Now a block-long oasis of kitsch visited annually by more than a million visitors traveling along a lonely stretch of Interstate 90, Wall Drug got its start in the 1930s when the owners of a struggling drug store put up highway signs advertising free ice water.
Thirsty Depression-era travelers pulled over for refreshments and purchased ice-cream and other small items while they were there.
Over the years, Wall Drug evolved into one of the country’s most famous pit stop, with a cafe, restaurant, art gallery and shops that sell everything from postcards and T-shirts to jackalope hunting permits, turquoise jewelry and high-end cowboy boots and western wear.

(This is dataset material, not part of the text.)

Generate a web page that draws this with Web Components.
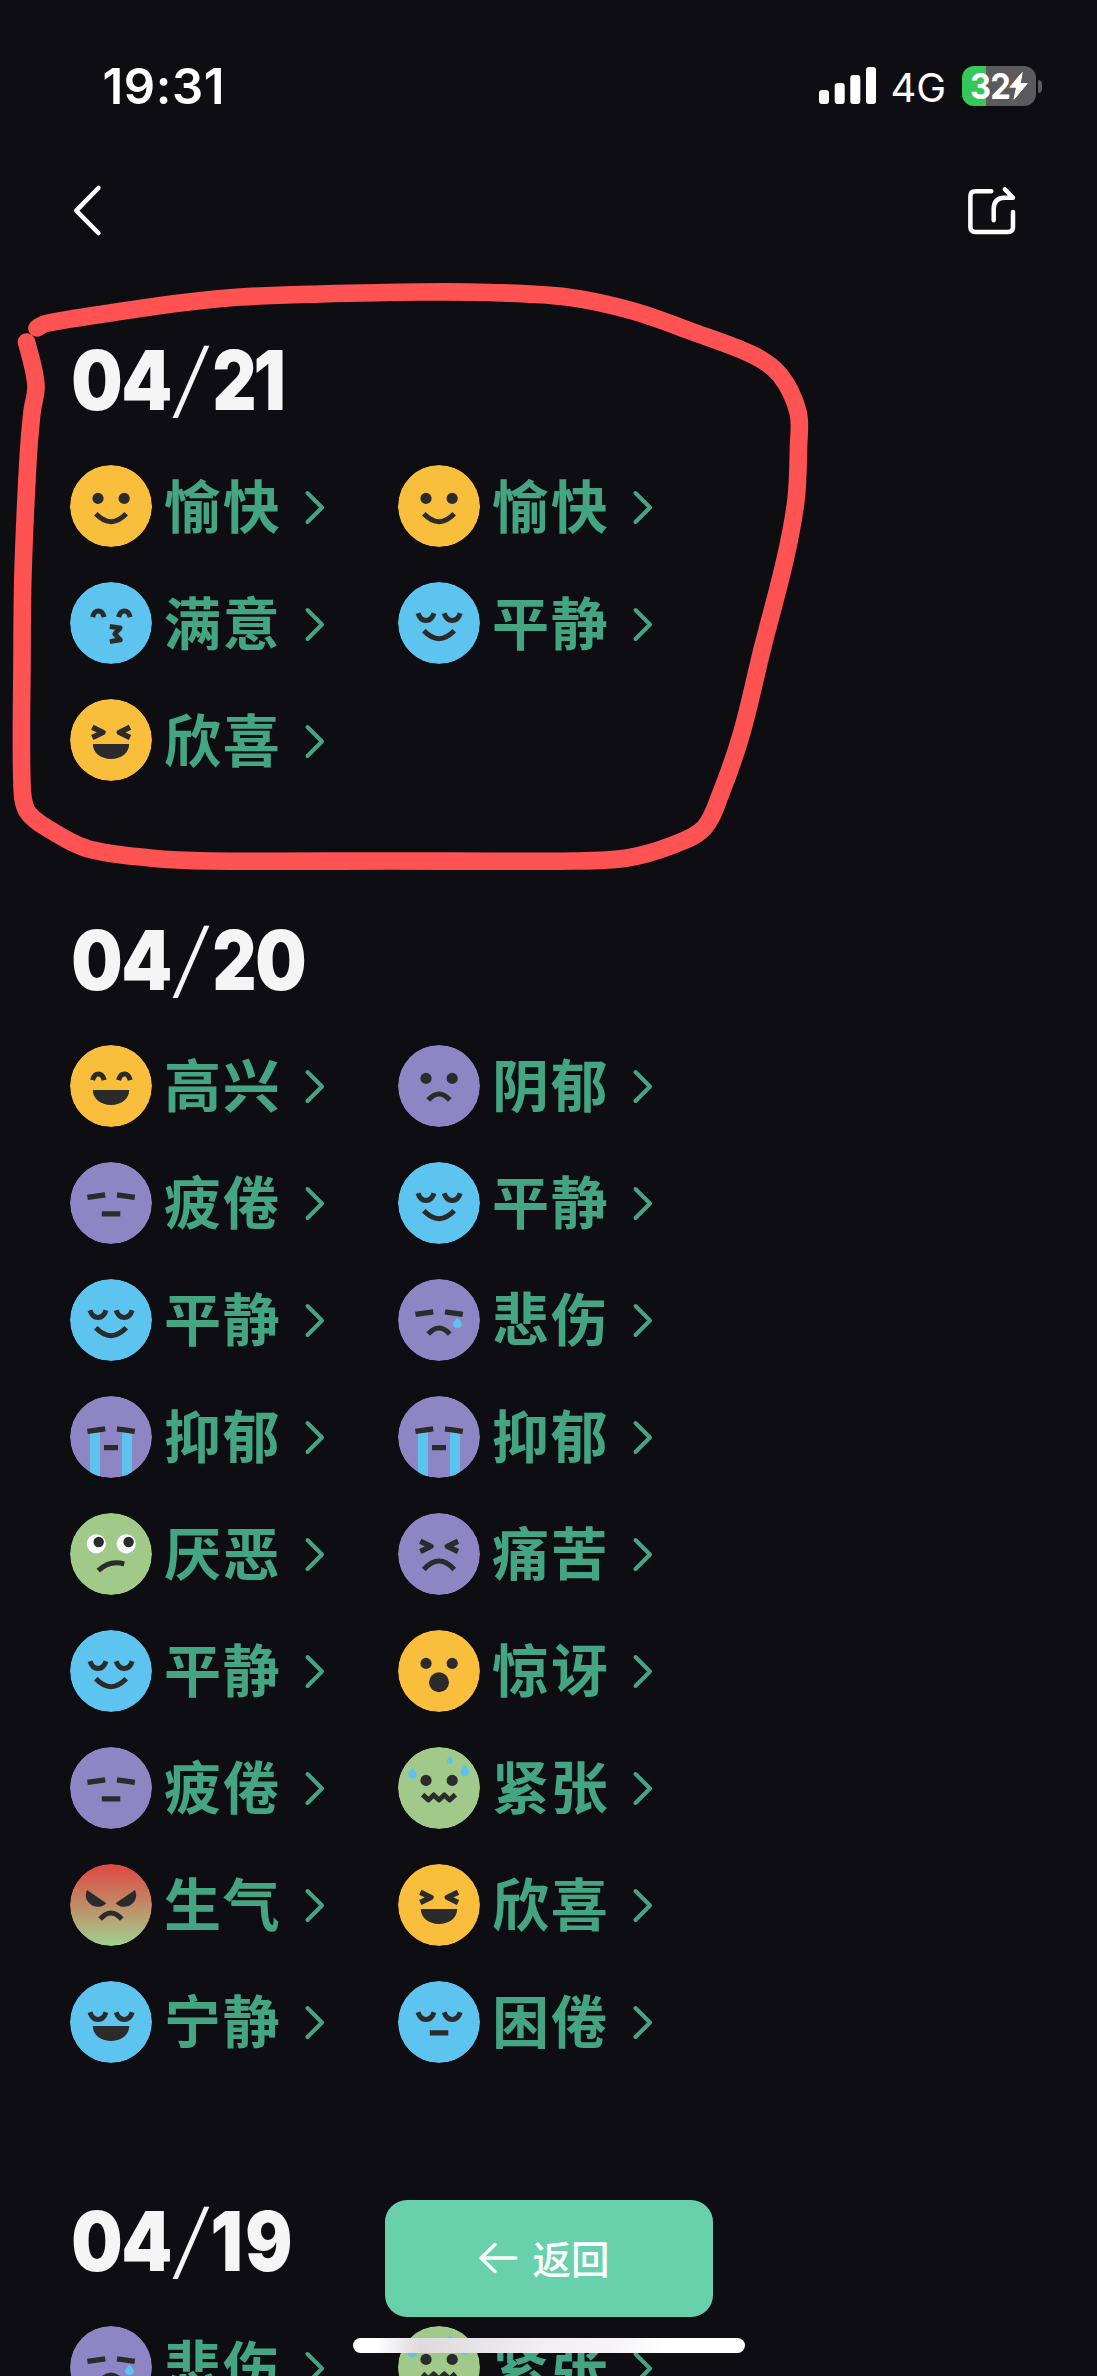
<!DOCTYPE html>
<html lang="zh-CN">
<head>
<meta charset="utf-8">
<title>情绪记录</title>
<style>
html,body{margin:0;background:#0e0d12}
</style>
</head>
<body>
<mood-screen></mood-screen>
<script>
const define = (name, html, setup) => customElements.define(name, class extends HTMLElement {
  connectedCallback() {
    if (this.shadowRoot) return;
    const t = document.createElement('template');
    t.innerHTML = html;
    this.attachShadow({mode: 'open'}).append(t.content.cloneNode(true));
    if (setup) setup(this, this.shadowRoot);
  }
});

/* Face parts, on an 82 x 82 grid */
const DARK = '#2b2b2b', TEAR = '#5bc3ee';
const line = (d, w = 5) => `<path d="${d}" fill="none" stroke="${DARK}" stroke-width="${w}" stroke-linejoin="round"/>`;
const dots = `<circle cx="28" cy="33.4" r="5.6" fill="${DARK}"/><circle cx="54.2" cy="33.4" r="5.6" fill="${DARK}"/>`;
const arcs = line('M22.6 35.2C24.6 26.8 32.2 26.8 34.2 35.2M48.6 35.2C50.6 26.8 58.2 26.8 60.2 35.2');
const lids = line('M20 31.3C23 40.9 33 40.9 36 31.3M46.2 31.3C49.2 40.9 59.2 40.9 62.2 31.3');
const squint = line('M22.3 28.3L33 33.4L22.3 38.5M60 28.3L49.3 33.4L60 38.5', 5.4);
const brows = line('M17.4 35.4L35.2 32.8M47 32.8L64.8 35.4', 5.4);
const smile = line('M25.8 48.8Q41 64.5 56.2 48.8');
const frown = line('M30.2 55Q41 43 51.8 55');
const bigFrown = line('M25.8 56.5Q41 39.5 56.2 56.5');
const grin = `<path d="M22.8 45H59.2C59.2 53.5 51.5 60 41 60S22.8 53.5 22.8 45Z" fill="${DARK}"/>`;
const flat = line('M31.8 51.9H50.3', 5.3);
const drop = (x, y, w, h) => `<path d="M${x} ${y}C${x + w * .12} ${y + h * .28} ${x + w / 2} ${y + h * .4} ${x + w / 2} ${y + h * .68}C${x + w / 2} ${y + h * 1.1} ${x - w / 2} ${y + h * 1.1} ${x - w / 2} ${y + h * .68}C${x - w / 2} ${y + h * .4} ${x - w * .12} ${y + h * .28} ${x} ${y}Z" fill="${TEAR}"/>`;
const Y = '#f9be3b', B = '#5dc3ef', P = '#8e86c4', G = '#a1c98a';
const FACES = {
  愉快: [Y, dots + smile],
  满意: [B, arcs + line('M39.8 44.6L50 46L44.8 51.8L50.2 57.8L39.8 59.6')],
  平静: [B, lids + smile],
  欣喜: [Y, squint + grin],
  高兴: [Y, arcs + grin],
  阴郁: [P, dots + frown],
  疲倦: [P, brows + flat],
  悲伤: [P, brows + frown + drop(59.5, 38, 8.8, 11)],
  抑郁: [P, `<path d="M20 35H30V82H20ZM52 35H62V82H52Z" fill="${TEAR}"/>` + brows + line('M34 51.7H48', 5.3)],
  厌恶: [G, `<circle cx="26.3" cy="30.8" r="9.6" fill="#fff"/><circle cx="56.2" cy="30.8" r="9.6" fill="#fff"/><circle cx="28.7" cy="29" r="5.2" fill="${DARK}"/><circle cx="58.6" cy="29" r="5.2" fill="${DARK}"/>` + line('M28.3 57.6C36 50.5 45.5 48.4 54.2 51')],
  痛苦: [P, squint + bigFrown],
  惊讶: [Y, dots + `<circle cx="41" cy="52.3" r="10" fill="${DARK}"/>`],
  紧张: [G, dots + line('M24.6 47.6L30.4 53L35.7 48L41 53L46.3 48L51.6 53L57.4 47.6', 5) + drop(14.4, 19.8, 8.4, 12) + drop(51.8, 8, 5.8, 9) + drop(66.8, 17, 8.4, 12)],
  生气: ['url(#g)', `<path d="M17 26L36.4 39.2C32 43.8 24.5 44.2 19.6 39.6C15.4 35.6 15 30.5 17 26Z" fill="${DARK}"/><path d="M65 26L45.6 39.2C50 43.8 57.5 44.2 62.4 39.6C66.6 35.6 67 30.5 65 26Z" fill="${DARK}"/>` + frown],
  宁静: [B, lids + grin],
  困倦: [B, lids + flat]
};

define('mood-face', `<style>:host{display:block;width:82px;height:82px;flex:none}svg{display:block;border-radius:50%}</style>
<svg width="82" height="82" viewBox="0 0 82 82"></svg>`, (el, root) => {
  const [fill, parts] = FACES[el.getAttribute('mood')];
  root.querySelector('svg').innerHTML = `<defs><linearGradient id="g" x1="0" y1="0" x2="0" y2="1"><stop offset=".06" stop-color="#dc4e44"/><stop offset="1" stop-color="#a0d18f"/></linearGradient></defs><circle cx="41" cy="41" r="41" fill="${fill}"/>${parts}`;
});

define('mood-item', `<style>
:host{display:flex;align-items:center;height:82px;color:#43a582}
span{margin:-7px 0 0 12px;width:126px;font:700 57px/82px "Noto Sans CJK SC",sans-serif;letter-spacing:1.7px;white-space:nowrap}
.chev{margin:3px 0 0 8px;flex:none}
</style><span><slot></slot></span>
<svg class="chev" width="28" height="40" viewBox="0 0 28 40"><path d="M9.5 5L24 19.5L9.5 34" fill="none" stroke="currentColor" stroke-width="4" stroke-linecap="round" stroke-linejoin="round"/></svg>`,
(el, root) => {
  const face = document.createElement('mood-face');
  face.setAttribute('mood', el.textContent);
  root.querySelector('span').before(face);
});

/* Heading digits: [left bearing, ink width, right bearing]; the bold face is condensed to these widths */
const DIGITS = {0: [2, 47.6, 2], 1: [1, 27, 5], 2: [2.2, 39.8, .8], 4: [1, 46.2, 1.5], 9: [2, 43.5, 2]};
const pen = document.createElement('canvas').getContext('2d');

define('mood-day', `<style>
:host{display:block;padding:0 70px}
h2{margin:0 0 0 1px;height:60px;display:flex;color:#f5f5f5;font:900 82px/60px Inter,sans-serif;white-space:nowrap}
h2 b{font-weight:900;display:block;flex:none;transform-origin:0 50%}
h2 i{display:flex;justify-content:center;width:41px;font:300 83px/60px Inter,sans-serif;transform:translateY(-2px) skewX(-9.5deg)}
.grid{display:grid;grid-template-columns:328px 328px;grid-auto-rows:82px;row-gap:35.06px;margin-top:54px}
</style><h2></h2><div class="grid"></div>`, (el, root) => {
  pen.font = '900 82px Inter';
  root.querySelector('h2').innerHTML = [...el.getAttribute('date')].map(c => {
    if (c === '/') return '<i>/</i>';
    const [l, w, r] = DIGITS[c], m = pen.measureText(c);
    const s = w / (m.actualBoundingBoxRight + m.actualBoundingBoxLeft);
    return `<b style="width:${l + w + r}px;transform:translateX(${l + m.actualBoundingBoxLeft * s}px) scaleX(${s})">${c}</b>`;
  }).join('');
  root.querySelector('.grid').innerHTML = el.getAttribute('moods').split(' ').map(m => `<mood-item>${m}</mood-item>`).join('');
});

define('status-bar', `<style>
:host{display:flex;align-items:center;height:172px;box-sizing:border-box;padding:0 55px 0 102.5px;color:#fff;font-family:Inter,sans-serif}
.time{font-size:49px;font-weight:600;flex:1;letter-spacing:.6px}
.net{font-size:40px;margin:2px 0 0 14px;width:71px;white-space:nowrap}
.bat{display:flex;align-items:center;gap:2px}
.cell{width:74px;height:40px;border-radius:12px;background:linear-gradient(90deg,#35c759 24px,#5b5b5e 24px);display:flex;align-items:center;justify-content:center;font-size:36px;font-weight:700}
.cell span{letter-spacing:-1px;transform:scaleX(.91);margin:0 -2px 0 -1px}
.tip{width:4.5px;height:13px;border-radius:0 6px 6px 0;background:#5b5b5e}
</style><div class="time">19:31</div>
<svg width="58" height="38" viewBox="0 0 58 38"><g fill="#fff"><rect y="23" width="10" height="14" rx="3"/><rect x="15.7" y="16" width="10" height="21" rx="3"/><rect x="31.3" y="8" width="10" height="29" rx="3"/><rect x="47" y="0" width="10" height="37" rx="3"/></g></svg>
<div class="net">4G</div>
<div class="bat"><div class="cell"><span>32</span><svg width="19" height="28" viewBox="0 0 19 28"><path d="M13.2.5L.8 15.2H7.6L5 27.2L18.2 11.6H11.2Z" fill="#fff" stroke="#fff" stroke-linejoin="round"/></svg></div><div class="tip"></div></div>`);

define('nav-bar', `<style>:host{display:flex;justify-content:space-between;align-items:center;height:78px;padding:0 78px 0 70px}svg{display:block}</style>
<svg width="34" height="54" viewBox="70 184 34 54"><path d="M98.4 188L76.3 210.7L98.4 233" fill="none" stroke="#fff" stroke-width="4.6" stroke-linecap="round" stroke-linejoin="round"/></svg>
<svg width="54" height="54" viewBox="965 184 54 54"><g fill="none" stroke="#fff" stroke-width="4.5" stroke-linecap="round" stroke-linejoin="round"><path d="M991.3 191.2H975.5Q970.4 191.2 970.4 196.3V227Q970.4 232 975.5 232H1008Q1013 232 1013 227V212"/><path d="M993.7 220.3V209Q993.7 197.7 1005 197.7H1013L1004.8 189.3"/></g></svg>`);

define('back-button', `<style>
:host{position:absolute;left:385px;top:2200px;width:328px;height:117px;box-sizing:border-box;padding:0 10px 2px 0;border-radius:22px;background:#68d1ac;color:#fff;display:flex;align-items:center;justify-content:center;gap:14px;font:500 38.5px/1 "Noto Sans CJK SC",sans-serif}
svg{flex:none}
</style><svg width="40" height="32" viewBox="0 0 40 32"><path d="M17 2.5L3 16L17 29.5M3 16H38" fill="none" stroke="#fff" stroke-width="3.3" stroke-linecap="round" stroke-linejoin="round"/></svg><span><slot></slot></span>`);

define('home-indicator', `<style>:host{position:absolute;left:353px;top:2338px;width:392px;height:15px;border-radius:8px;background:linear-gradient(90deg,#fff 6%,#dedade 17%,#e3dfe3 25%,#f2eff2 48%,#f6f4f6 66%,#fff 80%)}</style>`);

/* Freehand marker loop: a smooth curve through the sampled points */
define('marker-loop', `<style>:host{position:absolute;left:0;top:0;pointer-events:none}svg{display:block}</style>
<svg width="830" height="900"><path fill="none" stroke="#ff5252" stroke-width="17.6" stroke-linecap="round" stroke-linejoin="round"/></svg>`, (el, root) => {
  const p = [[37,328],[46,323.5],[110,313],[180,303],[240,297],[320,294],[420,292],[490,292.5],[567,297],[633,311],[693,332],[753,355],[780,375],[798,412],[798.5,447],[796,500],[785,560],[762,650],[742,732],[721,793],[704,828],[673,845],[627,858],[573,861],[390,861],[210,861],[150,858],[87,848.5],[47,828],[27,811],[22,785],[22,660],[23,573],[28,460],[32,412],[36,388],[33,367],[26.5,342]];
  let d = `M${p[0]}`;
  for (let i = 0; i < p.length - 1; i++) {
    const a = p[Math.max(i - 1, 0)], b = p[i], c = p[i + 1], e = p[Math.min(i + 2, p.length - 1)];
    const len = Math.hypot(c[0] - b[0], c[1] - b[1]);
    const tan = (m, n) => { const l = Math.hypot(n[0] - m[0], n[1] - m[1]); return [(n[0] - m[0]) / l * len / 3, (n[1] - m[1]) / l * len / 3]; };
    const t1 = tan(a, c), t2 = tan(b, e);
    d += `C${b[0] + t1[0]} ${b[1] + t1[1]} ${c[0] - t2[0]} ${c[1] - t2[1]} ${c}`;
  }
  root.querySelector('path').setAttribute('d', d);
});

define('mood-screen', `<style>
:host{display:block;position:relative;width:1097px;height:2376px;overflow:hidden;background:#0e0d12}
main{display:flex;flex-direction:column;gap:149.5px;padding-top:101px}
</style><status-bar></status-bar><nav-bar></nav-bar>
<main>
<mood-day date="04/21" moods="愉快 愉快 满意 平静 欣喜"></mood-day>
<mood-day date="04/20" moods="高兴 阴郁 疲倦 平静 平静 悲伤 抑郁 抑郁 厌恶 痛苦 平静 惊讶 疲倦 紧张 生气 欣喜 宁静 困倦"></mood-day>
<mood-day date="04/19" moods="悲伤 紧张"></mood-day>
</main>
<marker-loop></marker-loop><back-button>返回</back-button><home-indicator></home-indicator>`);
</script>
</body>
</html>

Dozens of free, photo-friendly attractions were built as well, including a giant jackalope, a replica of Mt. Rushmore, a shooting gallery arcade and a giant Tyrannosaurus rex that roars to life every 15 minutes.
The ice water is still free, the coffee is just 5 cents and many grandparents make a point of reliving their childhood Wall Drug experience with their grandchildren.
“My father and my grandparents wanted Wall Drug to be someplace where people could stop, have a nice meal and enjoy themselves without spending much money if they didn’t want to,” said Rick Hustead, current Wall Drug chairman and the oldest grandson of founders Dorothy and Ted Hustead.
“Our guests spend on average two and a half hours here and 50 percent of our business is repeat customers, so we must be doing something right,” Hustead added.